Intra-realm isolation
- Leverage Stage-2 translations
- Tables and other configurations are stored in protected realm memory (hypervisor can’t access!)
- Monitor checks all updates to the SMMU
- Monitor uses the list of realm devices that it maintains and only allows the hypervisor to change stage-2 translations of non-realm devices.
acronym | meaning |
---|---|
R1 | MEC ID for Realm VM1 |
K_R1 | Key for MEC |
pt | plain text |
ct | cipher text |
RP | Root port |
RID | PCIe ID for Realm VM 1 |
K_RID1 | Key for PCIe encryption |
Details
Problem
Let CCA-VM to use accelerators directly.
- (GPU → CPU)The accelerators cannot reason about the security of the host device, such as the authenticity of a realm VM, it connects to.
- (CPU → GPU) On the CPU side, the TEEs have to account for secure device access
Challenges
Fine-grain memory isolation
After device allocation, all its accesses (DMA) have to be isolated not only to the realm memory but specifically to the realm VM that owns the device.
- Otherwise, malicious devices attached to other realm VMs can compromise computation.
- Shared memory between the device and VM should not be accessed from other VMs (both realm, normal world), devices, and hypervisor.
- Synchronization between MMU and SMMU has to be extended to be at a VM granularity (currently it’s world granularity)
Compatibility with untrusted code
Need to ensure that untrusted hypervisor cannot maliciously reconfigure devices, the MMU, and the SMMU.
- However, current untrusted hypervisor on Arm can controls and programs the SMMU.
- Further, the hypervisor can emulate devices or allocate compromised devices to break the realm VM’s data confidentiality or execution integrity
Let SMMU accessible only from root world
- To protect SMMU GPC, SMMU MMIO registers are only accessible to the root world.
- provide basic configurations of SMMU GPC, such as GPT base, GPT controls, fault handling, and TLB invalidation.
Secure I/O paths
To prevent from physical attacks, bus- and PCIe-level encryption with key management is required.
- the key management accounts for abrupt disconnections while ensuring that malicious devices, VMs, and the hypervisor cannot abuse it
Goal
- If external accelerators connected over PCIe can access realm memory, such accelerators can break CCA protection that requires GPC.
- Accesses from different accelerators should be isolated to their designated share
- All possible I/Os, memory access paths, DMA and memory-mapped IO should be isolated from software and physical adversaries.
- ⚠️ hypervisor can manipulate the hardware I/O subsystem
- ⚠️ physical adversary can snoop and tamper the PCIe communication to bypass CPU and device TEE protection.

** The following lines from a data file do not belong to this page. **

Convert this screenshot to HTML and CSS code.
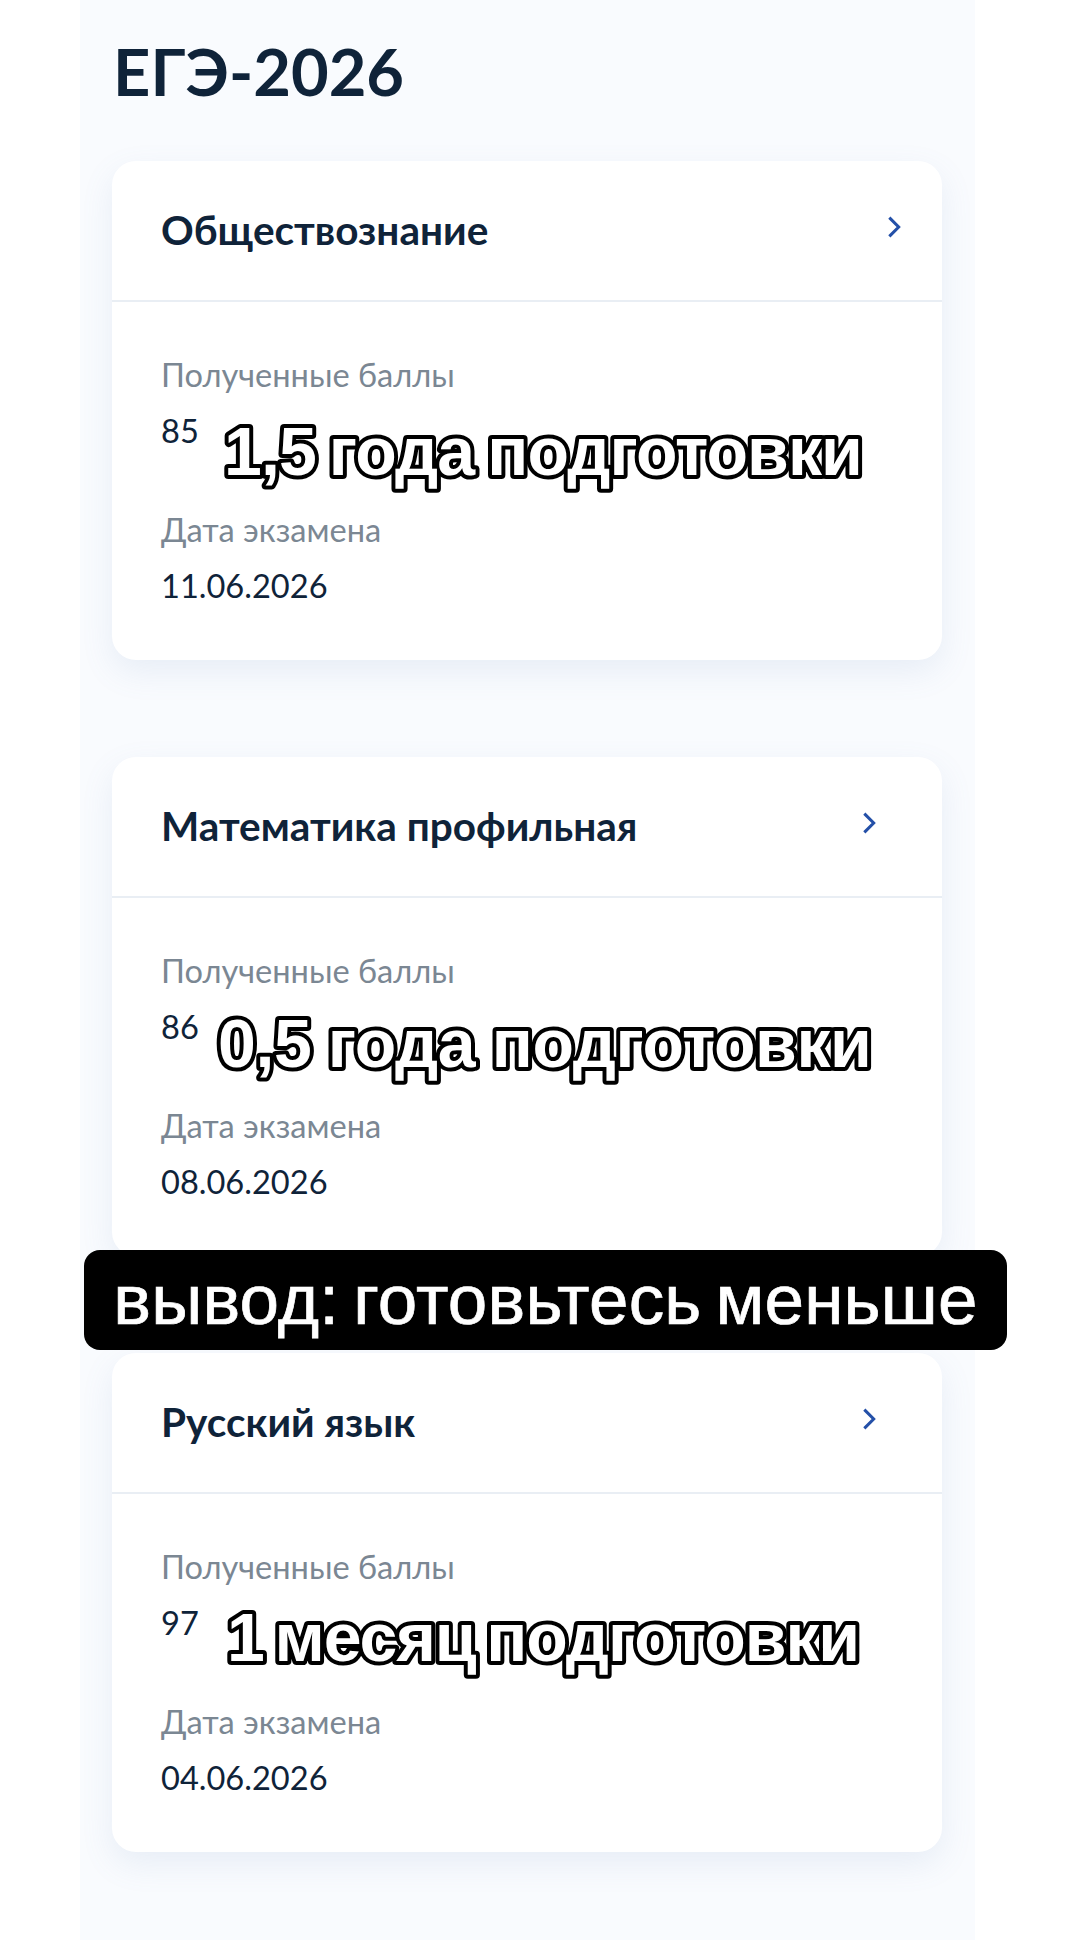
FILE: index.html
```html
<!DOCTYPE html>
<html lang="ru">
<head>
    <meta charset="UTF-8">
    <meta name="viewport" content="width=device-width, initial-scale=1.0">
    <title>ЕГЭ-2026</title>
    <link rel="stylesheet" href="styles.css">
</head>
<body>

<div class="page">
    <h1>ЕГЭ-2026</h1>

    <div class="card">
        <div class="card-head">
            <span class="subject">Обществознание</span>
            <svg class="chevron chevron-far" viewBox="0 0 12 20"><path d="M2 2l8 8-8 8"/></svg>
        </div>
        <div class="card-body">
            <div class="label">Полученные баллы</div>
            <div class="value score">85</div>
            <div class="label">Дата экзамена</div>
            <div class="value">11.06.2026</div>
        </div>
        <svg class="sticker"><text class="sticker-one" x="112" y="314">1,5 года подготовки</text></svg>
    </div>

    <div class="card">
        <div class="card-head">
            <span class="subject">Математика профильная</span>
            <svg class="chevron" viewBox="0 0 12 20"><path d="M2 2l8 8-8 8"/></svg>
        </div>
        <div class="card-body">
            <div class="label">Полученные баллы</div>
            <div class="value score">86</div>
            <div class="label">Дата экзамена</div>
            <div class="value">08.06.2026</div>
        </div>
        <svg class="sticker"><text class="sticker-two" x="106" y="310">0,5 года подготовки</text></svg>
    </div>

    <div class="card">
        <div class="card-head">
            <span class="subject">Русский язык</span>
            <svg class="chevron" viewBox="0 0 12 20"><path d="M2 2l8 8-8 8"/></svg>
        </div>
        <div class="card-body">
            <div class="label">Полученные баллы</div>
            <div class="value score">97</div>
            <div class="label">Дата экзамена</div>
            <div class="value">04.06.2026</div>
        </div>
        <svg class="sticker"><text class="sticker-three" x="115" y="308">1 месяц подготовки</text></svg>
    </div>

    <div class="banner">вывод: готовьтесь меньше</div>
</div>

</body>
</html>
```

FILE: styles.css
```css
html, body {
    margin: 0;
    padding: 0;
    background-color: #fff;
}
body {
    font-family: Lato, "Open Sans", sans-serif;
    color: #0f2339;
}
.page {
    position: relative;
    box-sizing: border-box;
    width: 895px;
    height: 1940px;
    margin-left: 80px;
    padding: 32px 33px 0 32px;
    background-color: #f9fbfe;
}
h1 {
    margin: 0 0 51px 1px;
    font-size: 65px;
    line-height: 78px;
    font-weight: 700;
}
.card {
    position: relative;
    height: 499px;
    margin-bottom: 97px;
    background-color: #fff;
    border-radius: 24px;
    box-shadow: 0 12px 32px rgba(105, 140, 190, 0.12);
}
.card-head {
    display: flex;
    align-items: center;
    justify-content: space-between;
    box-sizing: border-box;
    height: 141px;
    padding: 0 66px 0 49px;
    border-bottom: 2px solid #e9eef4;
}
.subject {
    margin-top: -2px;
    font-size: 40.5px;
    font-weight: 700;
}
.chevron {
    width: 14px;
    height: 24px;
    margin-top: -8px;
    fill: none;
    stroke: #2450a8;
    stroke-width: 2.6;
}
.chevron-far {
    margin-right: -25px;
}
.card-body {
    padding: 54px 49px 0;
}
.label {
    font-size: 32.6px;
    line-height: 38px;
    color: #7b8793;
}
.value {
    margin-top: 18px;
    font-size: 32.6px;
    line-height: 38px;
}
.score {
    margin-bottom: 61px;
}
/* svg text because html text-stroke has no round joins */
.sticker {
    position: absolute;
    left: 0;
    top: 0;
    width: 100%;
    height: 100%;
    overflow: visible;
}
.sticker text {
    font-family: "Liberation Sans", Arial, sans-serif;
    font-size: 68px;
    font-weight: 700;
    fill: #fff;
    stroke: #000;
    stroke-width: 8px;
    stroke-linejoin: round;
    paint-order: stroke fill;
}
.sticker-one {
    letter-spacing: -0.9px;
    word-spacing: -5px;
}
.sticker-two {
    letter-spacing: -0.4px;
    word-spacing: -2px;
}
.sticker-three {
    letter-spacing: -1.1px;
    word-spacing: -7px;
}
.banner {
    position: absolute;
    left: 4px;
    top: 1250px;
    width: 923px;
    height: 100px;
    border-radius: 16px;
    background-color: #000;
    color: #fff;
    font-family: "Liberation Sans", Arial, sans-serif;
    font-size: 71px;
    line-height: 100px;
    letter-spacing: 0.2px;
    word-spacing: -6px;
    text-align: center;
    -webkit-text-stroke: 0.7px #fff;
}
```
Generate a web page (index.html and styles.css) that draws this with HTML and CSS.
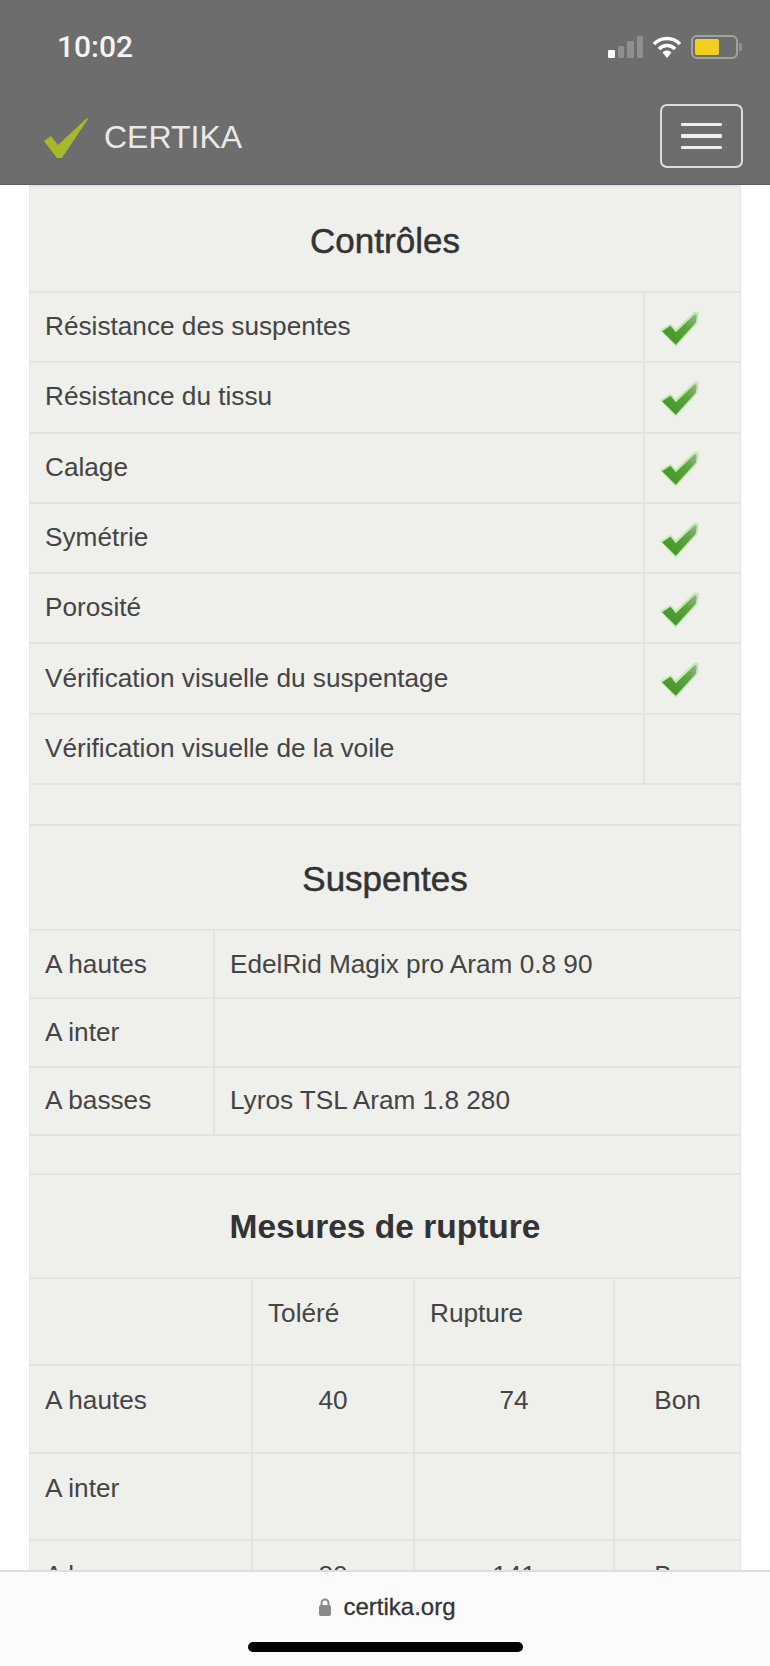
FILE: index.html
```html
<!DOCTYPE html>
<html lang="fr">
<head>
    <meta charset="UTF-8">
    <meta name="viewport" content="width=device-width, initial-scale=1.0">
    <title>Certika</title>
    <link rel="stylesheet" href="styles.css">
</head>
<body>
    <svg class="defs" width="0" height="0">
        <defs>
            <linearGradient id="checkGreen" x1="0" y1="1" x2="1" y2="0">
                <stop offset="0" stop-color="#3f8f25"/>
                <stop offset="0.65" stop-color="#5aa53c"/>
                <stop offset="1" stop-color="#9fae98"/>
            </linearGradient>
            <symbol id="check" viewBox="0 0 38 35">
                <path d="M0 19 L10 13 L15 18 L33 1 L37 2 L36 12 L15 35 Z" fill="#c4eab2"/>
                <path d="M2 20 L10 15 L15 21 L33 4 L35 5 L34 12 L15 33 Z" fill="url(#checkGreen)"/>
            </symbol>
        </defs>
    </svg>

    <div class="page">
        <header class="topbar">
            <div class="status">
                <span class="time">10:02</span>
                <div class="status-icons">
                    <div class="signal">
                        <i class="bar bar1"></i>
                        <i class="bar bar2"></i>
                        <i class="bar bar3"></i>
                        <i class="bar bar4"></i>
                    </div>
                    <svg class="wifi" width="30" height="22" viewBox="0 0 30 22">
                        <path d="M2 8 A18 18 0 0 1 28 8" fill="none" stroke="#fff" stroke-width="3.500"/>
                        <path d="M7 13 A11 11 0 0 1 23 13" fill="none" stroke="#fff" stroke-width="3.500"/>
                        <path d="M15 22 L10.500 16.500 A6 6 0 0 1 19.500 16.500 Z" fill="#fff"/>
                    </svg>
                    <div class="battery">
                        <div class="battery-level"></div>
                    </div>
                </div>
            </div>
            <nav class="navbar">
                <a class="brand" href="#">
                    <svg width="46" height="42" viewBox="0 0 46 42">
                        <path d="M1 24 L8 19 L15 28 L44 1 L45 2 L19 41 L14 41 Z" fill="#a9b72b"/>
                    </svg>
                    <span>CERTIKA</span>
                </a>
                <button class="menu-btn" type="button">
                    <i></i><i></i><i></i>
                </button>
            </nav>
        </header>

        <main class="content">
            <table class="data controles">
                <colgroup>
                    <col class="label"><col>
                </colgroup>
                <tr><th colspan="2">Contrôles</th></tr>
                <tr><td>Résistance des suspentes</td><td class="ok"><svg class="tick"><use href="#check"/></svg></td></tr>
                <tr><td>Résistance du tissu</td><td class="ok"><svg class="tick"><use href="#check"/></svg></td></tr>
                <tr><td>Calage</td><td class="ok"><svg class="tick"><use href="#check"/></svg></td></tr>
                <tr><td>Symétrie</td><td class="ok"><svg class="tick"><use href="#check"/></svg></td></tr>
                <tr><td>Porosité</td><td class="ok"><svg class="tick"><use href="#check"/></svg></td></tr>
                <tr><td>Vérification visuelle du suspentage</td><td class="ok"><svg class="tick"><use href="#check"/></svg></td></tr>
                <tr><td>Vérification visuelle de la voile</td><td class="ok"></td></tr>
            </table>

            <table class="data suspentes">
                <colgroup>
                    <col class="label"><col>
                </colgroup>
                <tr><th colspan="2">Suspentes</th></tr>
                <tr><td>A hautes</td><td>EdelRid Magix pro Aram 0.8 90</td></tr>
                <tr><td>A inter</td><td></td></tr>
                <tr><td>A basses</td><td>Lyros TSL Aram 1.8 280</td></tr>
            </table>

            <table class="data rupture">
                <colgroup>
                    <col class="c1"><col class="c2"><col class="c3"><col>
                </colgroup>
                <tr><th colspan="4" class="bold">Mesures de rupture</th></tr>
                <tr><td></td><td>Toléré</td><td>Rupture</td><td></td></tr>
                <tr><td>A hautes</td><td class="num">40</td><td class="num">74</td><td class="num">Bon</td></tr>
                <tr><td>A inter</td><td></td><td></td><td></td></tr>
                <tr><td>A basses</td><td class="num">80</td><td class="num">141</td><td class="num">Bon</td></tr>
            </table>
        </main>

        <!-- barre Safari par-dessus le contenu -->
        <div class="safari">
            <div class="url">
                <svg width="14" height="18" viewBox="0 0 14 18">
                    <path d="M3.500 8 V5 A3.500 3.500 0 0 1 10.500 5 V8" fill="none" stroke="#8a8a8a" stroke-width="2"/>
                    <rect x="1" y="7" width="12" height="11" rx="2" fill="#8a8a8a"/>
                </svg>
                <span>certika.org</span>
            </div>
            <div class="home-bar"></div>
        </div>
    </div>
</body>
</html>
```

FILE: styles.css
```css
* {
    box-sizing: border-box;
}
html, body {
    margin: 0;
    padding: 0;
    background: #fff;
}
body {
    font-family: "Liberation Sans", Arial, sans-serif;
    color: #444;
}
.defs {
    position: absolute;
}
.page {
    position: relative;
    width: 770px;
    height: 1666px;
    overflow: hidden;
}

/* header */
.topbar {
    height: 185px;
    background: #6d6d6d;
    border-bottom: 1px solid #566068;
    padding: 0 27px 0 43px;
}
.status {
    height: 94px;
    display: flex;
    justify-content: space-between;
    align-items: flex-start;
    padding-top: 30px;
    padding-left: 14px;
}
.time {
    font-family: Roboto, sans-serif;
    font-weight: 500;
    font-size: 30px;
    line-height: 34px;
    color: #f4f4f4;
}
.status-icons {
    display: flex;
    align-items: flex-end;
    gap: 9px;
    padding-top: 5px;
    margin-right: 5px;
}
.signal {
    display: flex;
    align-items: flex-end;
    gap: 3px;
    height: 23px;
}
.bar {
    display: block;
    width: 6.500px;
    background: #8f8f8f;
    border-radius: 1px;
}
.bar1 { height: 8px; background: #fff; }
.bar2 { height: 12px; }
.bar3 { height: 17px; }
.bar4 { height: 22px; }
.battery {
    position: relative;
    width: 47px;
    height: 24px;
    border: 2px solid #a3a296;
    border-radius: 6px;
    padding: 2px;
    margin-bottom: -1px;
}
.battery::after {
    content: "";
    position: absolute;
    right: -6px;
    top: 6px;
    width: 3px;
    height: 8px;
    background: #8f8f8f;
    border-radius: 0 2px 2px 0;
}
.battery-level {
    width: 24px;
    height: 100%;
    background: #f5cf1f;
    border-radius: 2px;
}
.navbar {
    display: flex;
    justify-content: space-between;
    align-items: center;
    height: 64px;
    margin-top: 10px;
}
.brand {
    display: flex;
    align-items: center;
    gap: 15px;
    color: #e9e9e9;
    font-size: 32px;
    line-height: 40px;
    text-decoration: none;
}
.brand span {
    padding-top: 1px;
}
.brand svg {
    margin-top: 4px;
}
.menu-btn {
    display: flex;
    flex-direction: column;
    justify-content: center;
    align-items: center;
    gap: 8px;
    width: 83px;
    height: 64px;
    background: none;
    border: 2px solid #dcdcdc;
    border-radius: 7px;
    padding: 0;
}
.menu-btn i {
    display: block;
    width: 41px;
    height: 3.500px;
    background: #eee;
    border-radius: 1px;
}

/* tables */
.content {
    margin: 0 29px;
    background: #efefec;
    border-left: 1px solid #e4e4e1;
    border-right: 1px solid #e4e4e1;
    padding-bottom: 300px;
}
.data {
    width: 100%;
    border-collapse: collapse;
    table-layout: fixed;
    margin-bottom: 39px;
    font-size: 26.200px;
}
.data td, .data th {
    border: 2px solid #e3e3e0;
    padding: 0 15px 1px;
}
.data th {
    font-size: 35px;
    font-weight: normal;
    color: #333;
    text-align: center;
    -webkit-text-stroke: 0.5px #333;
    padding-top: 3px;
    padding-bottom: 0;
}
.data th.bold {
    font-size: 33.500px;
    font-weight: bold;
    -webkit-text-stroke: 0;
}
.data tr > :first-child {
    border-left: 0;
}
.data tr > :last-child {
    border-right: 0;
}
.controles th {
    height: 106px;
}
.controles td {
    height: 70.300px;
}
.controles .label {
    width: 614px;
}
.data td.ok {
    padding: 0;
}
.tick {
    display: block;
    width: 40px;
    height: 37px;
    margin: 2px 0 0 15px;
    filter: blur(0.5px);
}
.suspentes {
    margin-bottom: 37px;
}
.suspentes th {
    height: 105px;
}
.suspentes td {
    height: 68.300px;
    padding-bottom: 0;
}
.suspentes .label {
    width: 184px;
}
.rupture th {
    height: 104px;
}
.rupture td {
    height: 87.500px;
    vertical-align: top;
    padding-top: 19px;
}
.c1 { width: 222px; }
.c2 { width: 162px; }
.c3 { width: 200px; }
.data td.num {
    text-align: center;
}

/* barre du navigateur */
.safari {
    position: absolute;
    left: 0;
    right: 0;
    bottom: 0;
    height: 96px;
    background: #fbfbfb;
    border-top: 2px solid #dedede;
}
.url {
    display: flex;
    justify-content: center;
    align-items: center;
    gap: 11px;
    margin-top: 20px;
    padding-left: 4px;
    font-size: 24px;
    line-height: 30px;
    color: #333;
    -webkit-text-stroke: 0.3px #333;
}
.home-bar {
    width: 275px;
    height: 10px;
    margin: 20px auto 0;
    background: #000;
    border-radius: 5px;
}
```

- Maintain compatibility (minimal changes to RMM, monitor, guest OS, hypervisor)
Background
CCA’s VM abstraction for cloud setting
- P3 or F1 instance is provisioned as a bundle of a VM with a dedicated GPU or an FPGA respectively
- The accelerators are connected as PCIe devices
- mobile or desktops with integrated accelerators which are used intermittently by the applications (e.g., a browser renders a GUI with a GPU which is then used by a game app).